Recorded information.
··········
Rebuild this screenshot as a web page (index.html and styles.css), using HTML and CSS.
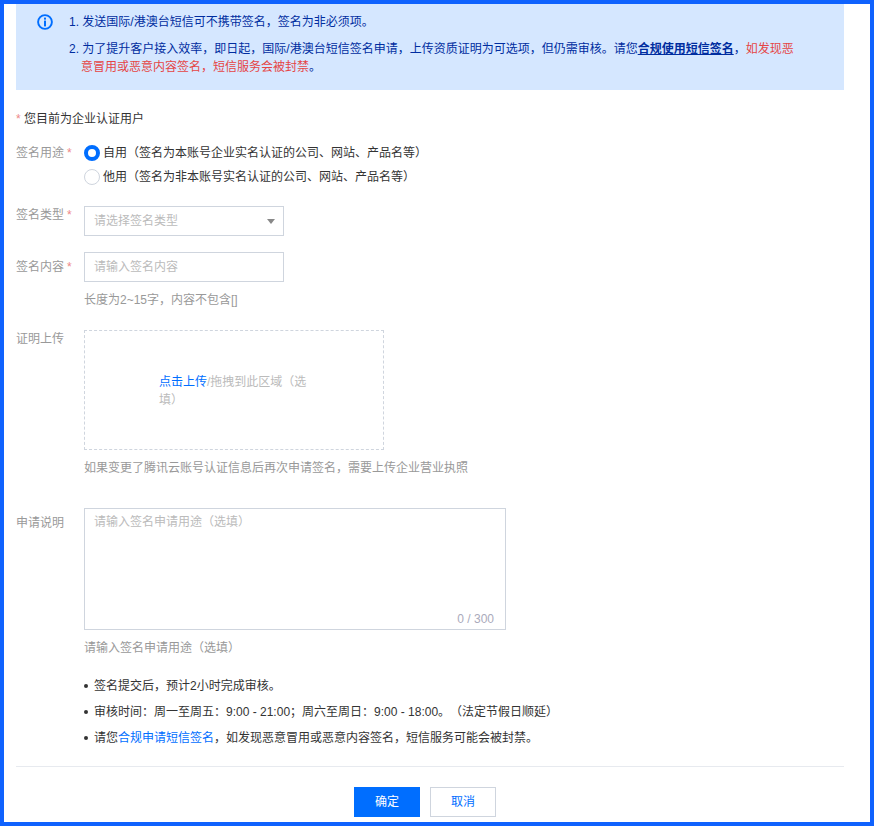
FILE: index.html
```html
<!DOCTYPE html>
<html lang="zh-CN">
<head>
<meta charset="utf-8">
<title>签名申请</title>
<link rel="stylesheet" href="styles.css">
</head>
<body>
<div class="frame">
  <div class="notice">
    <svg class="notice-icon" width="16" height="16" viewBox="0 0 16 16" aria-hidden="true">
      <circle cx="8" cy="8" r="6.9" fill="none" stroke="#006eff" stroke-width="1.9"/>
      <rect x="7" y="3.6" width="2" height="2" fill="#006eff"/>
      <rect x="7" y="6.6" width="2" height="5.8" fill="#006eff"/>
    </svg>
    <ol class="notice-list">
      <li>发送国际/港澳台短信可不携带签名，签名为非必须项。</li>
      <li>为了提升客户接入效率，即日起，国际/港澳台短信签名申请，上传资质证明为可选项，但仍需审核。请您<a class="notice-link" href="#">合规使用短信签名</a>，<span class="danger">如发现恶意冒用或恶意内容签名，短信服务会被封禁</span>。</li>
    </ol>
  </div>

  <p class="auth"><span class="star">*</span> 您目前为企业认证用户</p>

  <div class="row row-use">
    <div class="label">签名用途<span class="star">*</span></div>
    <div class="control radios">
      <div class="radio"><span class="dot dot-on"></span>自用（签名为本账号企业实名认证的公司、网站、产品名等）</div>
      <div class="radio"><span class="dot"></span>他用（签名为非本账号实名认证的公司、网站、产品名等）</div>
    </div>
  </div>

  <div class="row row-type">
    <div class="label">签名类型<span class="star">*</span></div>
    <div class="control">
      <div class="field select">请选择签名类型<span class="caret"></span></div>
    </div>
  </div>

  <div class="row row-content">
    <div class="label">签名内容<span class="star">*</span></div>
    <div class="control">
      <div class="field">请输入签名内容</div>
      <p class="help help-content">长度为2~15字，内容不包含[]</p>
    </div>
  </div>

  <div class="row row-upload">
    <div class="label">证明上传</div>
    <div class="control">
      <div class="dragger">
        <p class="dragger-text"><a class="link" href="#">点击上传</a>/拖拽到此区域（选填）</p>
      </div>
      <p class="help help-upload">如果变更了腾讯云账号认证信息后再次申请签名，需要上传企业营业执照</p>
    </div>
  </div>

  <div class="row row-desc">
    <div class="label">申请说明</div>
    <div class="control">
      <div class="textarea">
        <span>请输入签名申请用途（选填）</span>
        <span class="count">0 / 300</span>
      </div>
      <p class="help help-desc">请输入签名申请用途（选填）</p>
      <ul class="tips">
        <li>签名提交后，预计2小时完成审核。</li>
        <li>审核时间：周一至周五：9:00 - 21:00；周六至周日：9:00 - 18:00。（法定节假日顺延）</li>
        <li>请您<a class="link" href="#">合规申请短信签名</a>，如发现恶意冒用或恶意内容签名，短信服务可能会被封禁。</li>
      </ul>
    </div>
  </div>

  <div class="footer">
    <button class="btn btn-primary" type="button">确定</button>
    <button class="btn" type="button">取消</button>
  </div>
</div>
</body>
</html>
```

FILE: styles.css
```css
* { box-sizing: border-box; }
html, body { margin: 0; padding: 0; }
body {
  background: #fff;
  color: #333;
  font: 12px/18px "Liberation Sans", "Noto Sans CJK SC", sans-serif;
  text-spacing-trim: space-all;
}
p { margin: 0; }
a { text-decoration: none; }
.frame {
  width: 874px;
  height: 826px;
  border: 4px solid #0f62fe;
  padding: 0 26px 0 12px;
  overflow: hidden;
}
.notice {
  display: flex;
  height: 86px;
  background: #d5e7ff;
  color: #002da0;
  padding: 9px 0 0 21px;
}
.notice-icon { flex: none; margin-top: 1px; }
.notice-list {
  margin: 0;
  padding: 0 44px 0 16px;
  list-style-position: inside;
  flex: 1;
}
.notice-list li { margin-bottom: 9px; }
.notice-list li:last-child { margin-bottom: 0; padding-left: 12px; text-indent: -12px; }
.notice-link { color: #002da0; font-weight: 700; text-decoration: underline; }
.danger { color: #e54545; }
.star { color: #e88; }
.auth { margin-top: 20px; color: #333; }
.row { display: flex; }
.label {
  width: 68px;
  flex: none;
  color: #999;
}
.label .star { margin-left: 3px; }
.control { flex: 1; min-width: 0; }
.row-use { margin-top: 16px; }
.radio { display: flex; align-items: center; height: 24px; color: #333; }
.dot {
  width: 16px;
  height: 16px;
  border-radius: 50%;
  border: 1px solid #cfd5de;
  margin: 0 3px 0 0;
  flex: none;
  background: #fff;
}
.dot-on { border: 4px solid #006eff; }
.radios { margin-top: -3px; }
.row-type { margin-top: 17px; }
.row-content { margin-top: 16px; }
.row-content .label { padding-top: 6px; }
.field {
  width: 200px;
  height: 30px;
  border: 1px solid #cfd5de;
  padding: 0 9px 0 10px;
  line-height: 28px;
  color: #bbb;
  text-indent: -1px;
}
.select { position: relative; }
.caret {
  position: absolute;
  right: 8px;
  top: 12px;
  border-left: 4px solid transparent;
  border-right: 4px solid transparent;
  border-top: 5px solid #888;
}
.help { color: #999; }
.help-content { margin-top: 9px; }
.row-upload { margin-top: 21px; }
.dragger {
  width: 300px;
  height: 120px;
  border: 1px dashed #cfd5de;
  padding-top: 2px;
  display: flex;
  align-items: center;
  justify-content: center;
  color: #bbb;
}
.dragger-text { width: 150px; }
.link { color: #006eff; }
.help-upload { margin-top: 9px; }
.row-desc { margin-top: 31px; }
.row-desc .label { padding-top: 6px; }
.textarea {
  position: relative;
  width: 422px;
  height: 122px;
  border: 1px solid #cfd5de;
  padding: 4px 9px;
  color: #bbb;
}
.count {
  position: absolute;
  right: 11px;
  bottom: 1px;
  color: #aab;
}
.help-desc { margin-top: 9px; }
.tips {
  list-style: none;
  margin: 20px 0 0;
  padding: 0;
  color: #333;
}
.tips li {
  position: relative;
  padding-left: 10px;
  margin-bottom: 8px;
}
.tips li::before {
  content: "";
  position: absolute;
  left: 0;
  top: 7px;
  width: 4px;
  height: 4px;
  border-radius: 50%;
  background: #333;
}
.footer {
  border-top: 1px solid #e7eaef;
  margin-top: 11px;
  padding: 20px 10px 0 0;
  display: flex;
  justify-content: center;
  gap: 10px;
}
.btn {
  width: 66px;
  height: 30px;
  border: 1px solid #cfd5de;
  background: #fff;
  color: #006eff;
  font: inherit;
  padding: 0;
}
.btn-primary {
  background: #006eff;
  border-color: #006eff;
  color: #fff;
}
```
··········
What is being asked.
Omit the pictures, and quote the material above exactly as given.

Response to this task.
Rebuild this screenshot as a web page (index.html and styles.css), using HTML and CSS.
FILE: index.html
```html
<!DOCTYPE html>
<html lang="zh-CN">
<head>
<meta charset="utf-8">
<title>签名申请</title>
<link rel="stylesheet" href="styles.css">
</head>
<body>
<div class="frame">
  <div class="notice">
    <svg class="notice-icon" width="16" height="16" viewBox="0 0 16 16" aria-hidden="true">
      <circle cx="8" cy="8" r="6.9" fill="none" stroke="#006eff" stroke-width="1.9"/>
      <rect x="7" y="3.6" width="2" height="2" fill="#006eff"/>
      <rect x="7" y="6.6" width="2" height="5.8" fill="#006eff"/>
    </svg>
    <ol class="notice-list">
      <li>发送国际/港澳台短信可不携带签名，签名为非必须项。</li>
      <li>为了提升客户接入效率，即日起，国际/港澳台短信签名申请，上传资质证明为可选项，但仍需审核。请您<a class="notice-link" href="#">合规使用短信签名</a>，<span class="danger">如发现恶意冒用或恶意内容签名，短信服务会被封禁</span>。</li>
    </ol>
  </div>

  <p class="auth"><span class="star">*</span> 您目前为企业认证用户</p>

  <div class="row row-use">
    <div class="label">签名用途<span class="star">*</span></div>
    <div class="control radios">
      <div class="radio"><span class="dot dot-on"></span>自用（签名为本账号企业实名认证的公司、网站、产品名等）</div>
      <div class="radio"><span class="dot"></span>他用（签名为非本账号实名认证的公司、网站、产品名等）</div>
    </div>
  </div>

  <div class="row row-type">
    <div class="label">签名类型<span class="star">*</span></div>
    <div class="control">
      <div class="field select">请选择签名类型<span class="caret"></span></div>
    </div>
  </div>

  <div class="row row-content">
    <div class="label">签名内容<span class="star">*</span></div>
    <div class="control">
      <div class="field">请输入签名内容</div>
      <p class="help help-content">长度为2~15字，内容不包含[]</p>
    </div>
  </div>

  <div class="row row-upload">
    <div class="label">证明上传</div>
    <div class="control">
      <div class="dragger">
        <p class="dragger-text"><a class="link" href="#">点击上传</a>/拖拽到此区域（选填）</p>
      </div>
      <p class="help help-upload">如果变更了腾讯云账号认证信息后再次申请签名，需要上传企业营业执照</p>
    </div>
  </div>

  <div class="row row-desc">
    <div class="label">申请说明</div>
    <div class="control">
      <div class="textarea">
        <span>请输入签名申请用途（选填）</span>
        <span class="count">0 / 300</span>
      </div>
      <p class="help help-desc">请输入签名申请用途（选填）</p>
      <ul class="tips">
        <li>签名提交后，预计2小时完成审核。</li>
        <li>审核时间：周一至周五：9:00 - 21:00；周六至周日：9:00 - 18:00。（法定节假日顺延）</li>
        <li>请您<a class="link" href="#">合规申请短信签名</a>，如发现恶意冒用或恶意内容签名，短信服务可能会被封禁。</li>
      </ul>
    </div>
  </div>

  <div class="footer">
    <button class="btn btn-primary" type="button">确定</button>
    <button class="btn" type="button">取消</button>
  </div>
</div>
</body>
</html>
```

FILE: styles.css
```css
* { box-sizing: border-box; }
html, body { margin: 0; padding: 0; }
body {
  background: #fff;
  color: #333;
  font: 12px/18px "Liberation Sans", "Noto Sans CJK SC", sans-serif;
  text-spacing-trim: space-all;
}
p { margin: 0; }
a { text-decoration: none; }
.frame {
  width: 874px;
  height: 826px;
  border: 4px solid #0f62fe;
  padding: 0 26px 0 12px;
  overflow: hidden;
}
.notice {
  display: flex;
  height: 86px;
  background: #d5e7ff;
  color: #002da0;
  padding: 9px 0 0 21px;
}
.notice-icon { flex: none; margin-top: 1px; }
.notice-list {
  margin: 0;
  padding: 0 44px 0 16px;
  list-style-position: inside;
  flex: 1;
}
.notice-list li { margin-bottom: 9px; }
.notice-list li:last-child { margin-bottom: 0; padding-left: 12px; text-indent: -12px; }
.notice-link { color: #002da0; font-weight: 700; text-decoration: underline; }
.danger { color: #e54545; }
.star { color: #e88; }
.auth { margin-top: 20px; color: #333; }
.row { display: flex; }
.label {
  width: 68px;
  flex: none;
  color: #999;
}
.label .star { margin-left: 3px; }
.control { flex: 1; min-width: 0; }
.row-use { margin-top: 16px; }
.radio { display: flex; align-items: center; height: 24px; color: #333; }
.dot {
  width: 16px;
  height: 16px;
  border-radius: 50%;
  border: 1px solid #cfd5de;
  margin: 0 3px 0 0;
  flex: none;
  background: #fff;
}
.dot-on { border: 4px solid #006eff; }
.radios { margin-top: -3px; }
.row-type { margin-top: 17px; }
.row-content { margin-top: 16px; }
.row-content .label { padding-top: 6px; }
.field {
  width: 200px;
  height: 30px;
  border: 1px solid #cfd5de;
  padding: 0 9px 0 10px;
  line-height: 28px;
  color: #bbb;
  text-indent: -1px;
}
.select { position: relative; }
.caret {
  position: absolute;
  right: 8px;
  top: 12px;
  border-left: 4px solid transparent;
  border-right: 4px solid transparent;
  border-top: 5px solid #888;
}
.help { color: #999; }
.help-content { margin-top: 9px; }
.row-upload { margin-top: 21px; }
.dragger {
  width: 300px;
  height: 120px;
  border: 1px dashed #cfd5de;
  padding-top: 2px;
  display: flex;
  align-items: center;
  justify-content: center;
  color: #bbb;
}
.dragger-text { width: 150px; }
.link { color: #006eff; }
.help-upload { margin-top: 9px; }
.row-desc { margin-top: 31px; }
.row-desc .label { padding-top: 6px; }
.textarea {
  position: relative;
  width: 422px;
  height: 122px;
  border: 1px solid #cfd5de;
  padding: 4px 9px;
  color: #bbb;
}
.count {
  position: absolute;
  right: 11px;
  bottom: 1px;
  color: #aab;
}
.help-desc { margin-top: 9px; }
.tips {
  list-style: none;
  margin: 20px 0 0;
  padding: 0;
  color: #333;
}
.tips li {
  position: relative;
  padding-left: 10px;
  margin-bottom: 8px;
}
.tips li::before {
  content: "";
  position: absolute;
  left: 0;
  top: 7px;
  width: 4px;
  height: 4px;
  border-radius: 50%;
  background: #333;
}
.footer {
  border-top: 1px solid #e7eaef;
  margin-top: 11px;
  padding: 20px 10px 0 0;
  display: flex;
  justify-content: center;
  gap: 10px;
}
.btn {
  width: 66px;
  height: 30px;
  border: 1px solid #cfd5de;
  background: #fff;
  color: #006eff;
  font: inherit;
  padding: 0;
}
.btn-primary {
  background: #006eff;
  border-color: #006eff;
  color: #fff;
}
```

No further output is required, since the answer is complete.